Pubdate: Fri, 20 Aug 1999
Source: Florida Times-Union (FL)
Copyright: The Florida Times-Union 1999
Author: Marcia Mattson,  Times-Union staff writer


Lower HIV Rates Convinces Panel

A citizens committee is recommending Duval County try out a needle exchange
program in hopes of lowering HIV infection rates among injection drug
users, their sex partners and children.

First, though, the group must convince the public and area lawmakers to
champion the program and push for an exemption from a state law banning the
possession of drug paraphernalia.

''Therein lies the challenge,'' said study Chairwoman Jeanne Ward.

A public meeting on the committee's report is scheduled for 6-7 p.m. Monday
at St. Johns Cathedral, 256 E. Church St.

Lawmakers will be invited. Ward said the group has talked only informally
with them so far about the pilot program.

''A generalization would be people were pretty neutral about it, didn't
know much about it, and were willing to listen,'' she said.

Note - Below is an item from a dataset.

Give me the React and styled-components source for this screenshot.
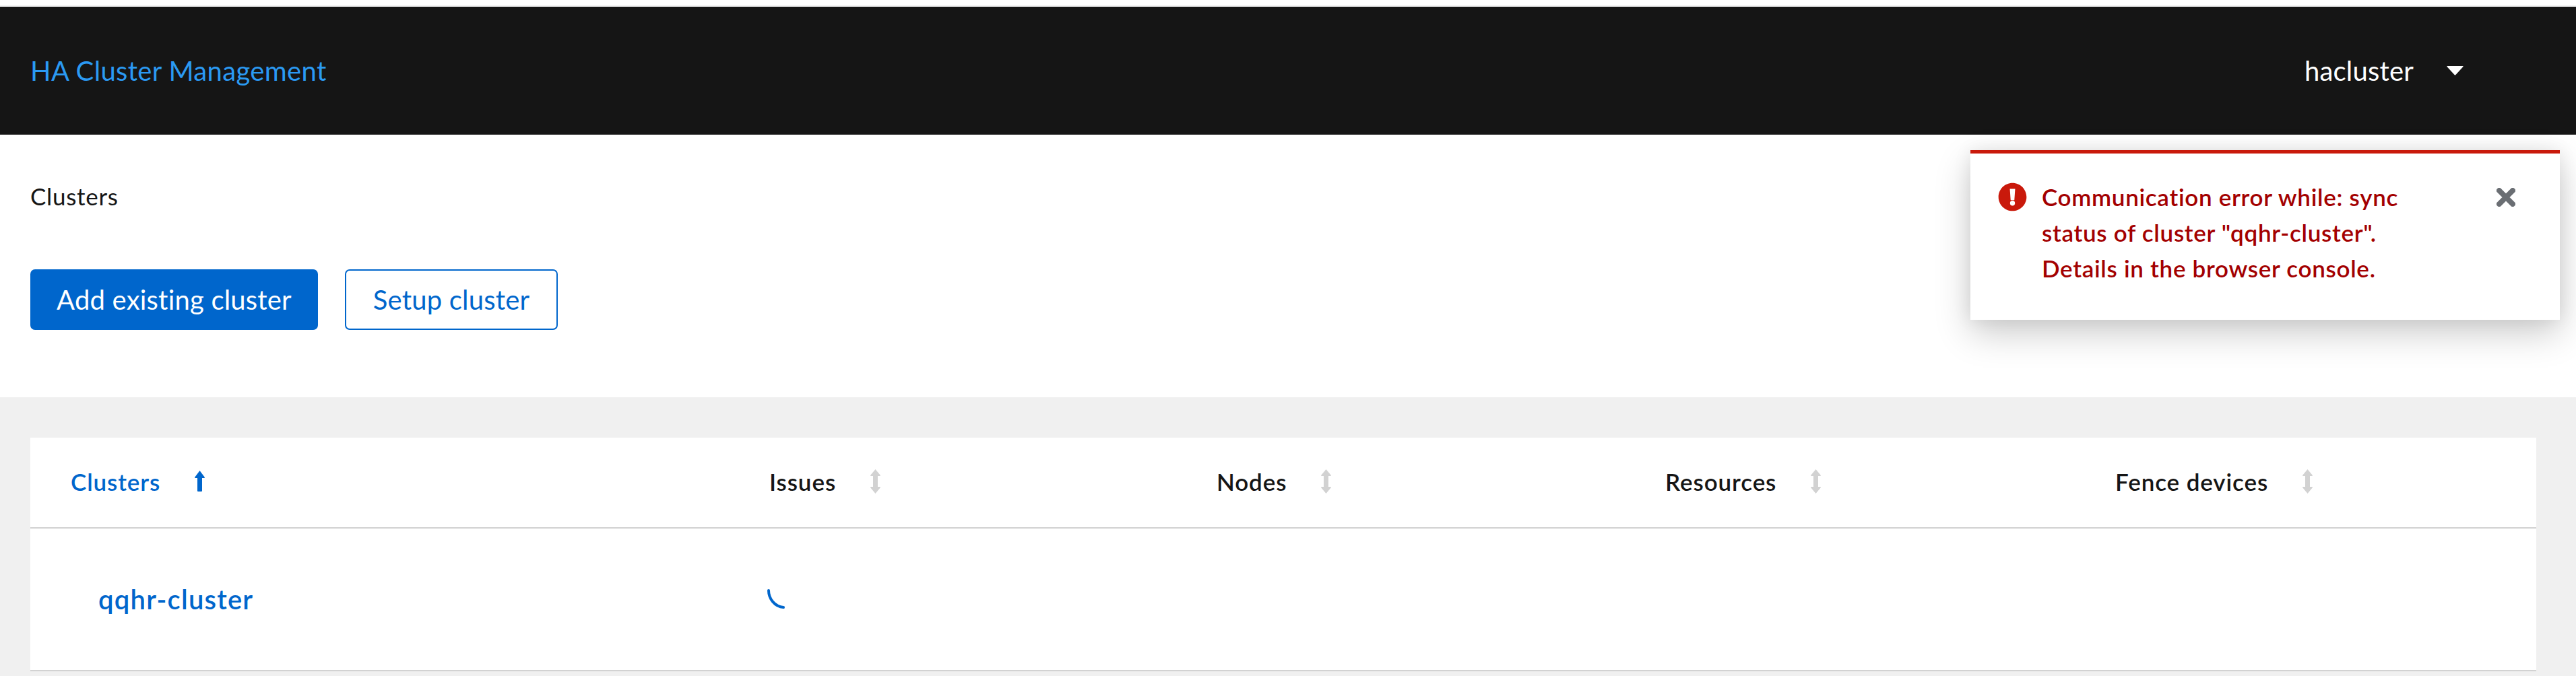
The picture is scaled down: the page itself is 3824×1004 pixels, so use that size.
import React from 'react';
import styled, { createGlobalStyle } from 'styled-components';

const GlobalStyle = createGlobalStyle`
  html, body {
    margin: 0;
    padding: 0;
    background: #fff;
    font-family: Lato, "Noto Sans", sans-serif;
  }
  * { box-sizing: border-box; }
`;

const Page = styled.div`
  position: relative;
  width: 3824px;
  height: 1004px;
  overflow: hidden;
  padding-top: 8px;
  display: flex;
  flex-direction: column;
  background: #fff;
`;

const Masthead = styled.header`
  height: 192px;
  border-top: 2px solid #f0f0f0;
  background: #151515;
  display: flex;
  align-items: center;
  justify-content: space-between;
  padding: 0 167px 0 45px;
  font-size: 40px;
`;

const Brand = styled.a`
  color: #2b9af3;
  letter-spacing: 0.35px;
`;

const UserMenu = styled.div`
  display: flex;
  align-items: center;
  gap: 49px;
  color: #fff;
  letter-spacing: 0.2px;
`;

const Caret = styled.svg`
  width: 25px;
  height: 14px;
  fill: #fff;
`;

const TopSection = styled.section`
  height: 390px;
  padding: 65px 45px 0;
  background: #fff;
`;

const Crumb = styled.div`
  font-size: 35px;
  line-height: 53px;
  color: #151515;
  letter-spacing: 0.7px;
`;

const Actions = styled.div`
  display: flex;
  gap: 40px;
  margin-top: 82px;
`;

const Button = styled.button`
  height: 90px;
  width: ${p => (p.$primary ? '427px' : '316px')};
  padding: 0;
  border-radius: 7px;
  font-family: inherit;
  font-size: 40px;
  letter-spacing: 0.2px;
  border: ${p => (p.$primary ? 'none' : '2px solid #06c')};
  background: ${p => (p.$primary ? '#06c' : '#fff')};
  color: ${p => (p.$primary ? '#fff' : '#06c')};
`;

const Main = styled.main`
  flex: 1;
  background: #f0f0f0;
  padding: 60px 59px 7px 45px;
`;

const Table = styled.div`
  background: #fff;
  border-bottom: 2px solid #d2d2d2;
  height: 347px;
`;

const Row = styled.div`
  display: grid;
  grid-template-columns: 1037px 664px 666px 668px 1fr;
  align-items: center;
`;

const HeadRow = styled(Row)`
  height: 135px;
  padding-bottom: 4px;
  border-bottom: 2px solid #d2d2d2;
`;

const BodyRow = styled(Row)`
  height: 210px;
`;

const HeadCell = styled.div`
  display: flex;
  align-items: center;
  gap: 51px;
  padding-left: 60px;
  font-size: 35px;
  font-weight: 600;
  letter-spacing: 0.9px;
  color: ${p => (p.$active ? '#06c' : '#151515')};
`;

const SortIcon = styled.svg`
  width: 15px;
  height: 36px;
  fill: ${p => (p.$active ? '#06c' : '#d2d2d2')};
`;

const ClusterCell = styled.div`
  padding-left: 101px;
  font-size: 40px;
  font-weight: 600;
  letter-spacing: 1.2px;
  color: #06c;
`;

const SpinnerCell = styled.div`
  padding-left: 56px;
  display: flex;
`;

const Spinner = styled.svg`
  width: 28px;
  height: 30px;
  stroke: #06c;
  fill: none;
  stroke-width: 4;
  stroke-linecap: round;
`;

const Toast = styled.div`
  position: absolute;
  left: 2925px;
  top: 223px;
  width: 875px;
  height: 252px;
  background: #fff;
  border-top: 5px solid #c9190b;
  box-shadow: 0 20px 50px rgba(3, 3, 3, 0.2), 0 0 25px rgba(3, 3, 3, 0.08);
  display: flex;
  padding: 43px 0 0 41px;
`;

const ToastIcon = styled.svg`
  flex: none;
  width: 43px;
  height: 43px;
  fill: #c9190b;
`;

const ToastText = styled.div`
  width: 560px;
  margin-left: 22px;
  margin-top: -5px;
  font-size: 35px;
  line-height: 53px;
  font-weight: 600;
  letter-spacing: 0.7px;
  color: #a30000;
`;

const CloseIcon = styled.svg`
  flex: none;
  width: 28px;
  height: 28px;
  margin: 8px 0 0 115px;
  stroke: #6a6e73;
  stroke-width: 8;
  stroke-linecap: round;
`;

const SortArrows = () => (
  <SortIcon viewBox="0 0 15 36">
    <path d="M7.5 0 L15 9 Q15 10 14 10 H11 V26 H14 Q15 26 15 27 L7.5 36 L0 27 Q0 26 1 26 H4 V10 H1 Q0 10 0 9 Z" />
  </SortIcon>
);

const columns = ['Issues', 'Nodes', 'Resources', 'Fence devices'];

export default function App() {
  return (
    <Page>
      <GlobalStyle />
      <Masthead>
        <Brand>HA Cluster Management</Brand>
        <UserMenu>
          hacluster
          <Caret viewBox="0 0 25 14"><path d="M1 0 H24 Q25 0 24.5 1 L13.5 13 Q12.5 14 11.5 13 L0.5 1 Q0 0 1 0 Z" /></Caret>
        </UserMenu>
      </Masthead>
      <TopSection>
        <Crumb>Clusters</Crumb>
        <Actions>
          <Button $primary>Add existing cluster</Button>
          <Button>Setup cluster</Button>
        </Actions>
      </TopSection>
      <Main>
        <Table>
          <HeadRow>
            <HeadCell $active>
              Clusters
              <SortIcon $active viewBox="0 0 15 36">
                <path d="M7.5 2 L15 12 Q15 13 14 13 H11 V32 Q11 33 10 33 H5 Q4 33 4 32 V13 H1 Q0 13 0 12 Z" />
              </SortIcon>
            </HeadCell>
            {columns.map(c => (
              <HeadCell key={c}>{c}<SortArrows /></HeadCell>
            ))}
          </HeadRow>
          <BodyRow>
            <ClusterCell>qqhr-cluster</ClusterCell>
            <SpinnerCell>
              <Spinner viewBox="0 0 28 30"><path d="M3 2 C3 14 12 26 25 27" /></Spinner>
            </SpinnerCell>
          </BodyRow>
        </Table>
      </Main>
      <Toast>
        <ToastIcon viewBox="0 0 512 512">
          <path d="M256 8C119 8 8 119 8 256s111 248 248 248 248-111 248-248S393 8 256 8zm-47 106h94l-14 200h-66zm47 296a44 44 0 1 1 0-88 44 44 0 0 1 0 88z" />
        </ToastIcon>
        <ToastText>
          Communication error while: sync status of cluster "qqhr-cluster". Details in the browser console.
        </ToastText>
        <CloseIcon viewBox="0 0 28 28">
          <path d="M4 4 L24 24 M24 4 L4 24" />
        </CloseIcon>
      </Toast>
    </Page>
  );
}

The Jacksonville Community Council Inc. facilitated the study, which the
Health Planning Council of Northeast Florida funded with a federal grant.

''Being able to discuss this issue . . . I think speaks a lot to where
Jacksonville is today as a first-tier city,'' said Jeffrey Goldhagen,
director of the Duval County Health Department and a supporter of trying
out the program.

The committee studied from February through June whether needle exchange
should be tried in Duval County. It reviewed reports and heard from
speakers both for and against needle exchange, which is controversial
because it provides clean syringes and needles to illegal drug users, in
the hope they won't share paraphernalia and spread diseases.

HIV, the virus that causes AIDS, can survive in residual blood in the drug
user's equipment for as long as four weeks, according to the study.

JCCI tried to get as many people from different points of view as possible
to be part of the committee, said Ward, an economic development consultant.
The 17 members included clergy, members of law enforcement and health care

More than 70 percent of HIV infections among U.S. women of childbearing
age, and more than 75 percent of babies diagnosed with HIV or AIDS, are
linked to intravenous drug use.

Women made up more than half the new cases of HIV infection reported in the
five-county area of Northeast Florida between July 1997 and June 1998. The
counties include Duval, Nassau, Baker, Clay and St. Johns.

State Rep. Tony Hill, D-Jacksonville, introduced legislation last session
that would have allowed for an experimental needle-exchange program, but he
could not get enough support.

In the previous session, Bob Brooks, then a state representative, had
introduced similar legislation, unsuccessfully. Brooks recently was named
state health secretary, noted Drew McCarthy, director of community programs
and public policy for the Northeast Florida AIDS Network.

However, James McDonough, director of the state Office of Drug Control,
told the JCCI committee in May that he opposes needle exchange.

The JCCI study calls for a tightly regulated program, which Ward said means
requiring drug users to get the needles at a particular location and turn
in used needles, and keeping track of HIV infection rates to evaluate
whether the program is working. By contrast, some programs simply make
clean needles available in vending machines, or don't require drug users to
turn in their dirty needles for new ones.

Needle exchange could give health care workers an opportunity to interact
with, and possibly get treatment help for, the drug users, the study

The committee also called for the Legislature to provide enough treatment
funding so all drug abusers can get help.

Duval County has an estimated 5,100 injection drug users, at least 3,800 of
them using heroin, health officials estimate. The committee noted heroin
addiction is difficult to treat because withdrawal symptoms can be severe
and last months.

There are about 120 needle exchange programs in the United States. The
committee's report discussed its review of studies that have been used to
support or discount such programs' effectiveness.